The group had been hoping to placate the agency with an analysis of data derived from an open-label extension trial. Some investors apparently had faith in this plan: Reata’s shares opened 6% lower this morning.
This so-called “baseline-control study” compared changes in Moxie’s primary endpoint, the modified Friedreich’s ataxia rating scale (mFARS), before treatment and after 48 weeks of open-label therapy. It included 14 patients who had received placebo in part two of Moxie but then crossed over to omaveloxolone in the extension study.
Reata reported data from this analysis earlier this month, but the FDA has concluded that these do not strengthen the data from part two of Moxie.
Warren Huff, Reata’s chief executive, previously said the agency's main criticism of Moxie was that it missed its secondary endpoints.
It appears that the only path forward for omaveloxolone, in the US at least, is via another trial.

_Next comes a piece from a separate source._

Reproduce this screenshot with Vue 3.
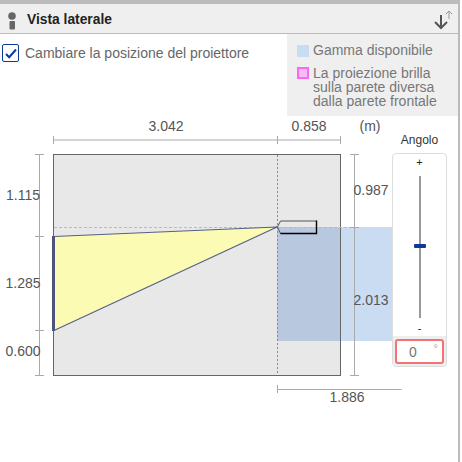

Whether Reata has the appetite for this is unclear; at the time of going to press, the company had not responded to questions from Evaluate Vantage.
Reata has the money to support another phase III: it had $578m in the bank at the end of the third quarter, enough to fund operations until the end of 2023. But a new trial would put a dent in this cash pile just as Reata is gearing up to launch bardoxolone in the rare kidney disease Alport syndrome.
Focusing on bardoxolone might be wise: sellside consensus puts revenues at $1.6bn in 2026, while omaveloxolone is expected to bring in just $469m that year, according to EvaluatePharma.
But bardoxolone’s path to the regulator has not been smooth, either. Reata had hoped to file the project on one-year results from the Cardinal study, but the FDA insisted on two-year data. With these now in hand, the group plans to submit bardoxolone in the first quarter of 2021.
Given the FDA’s hardline stance so far, there could be more twists in store for Reata yet.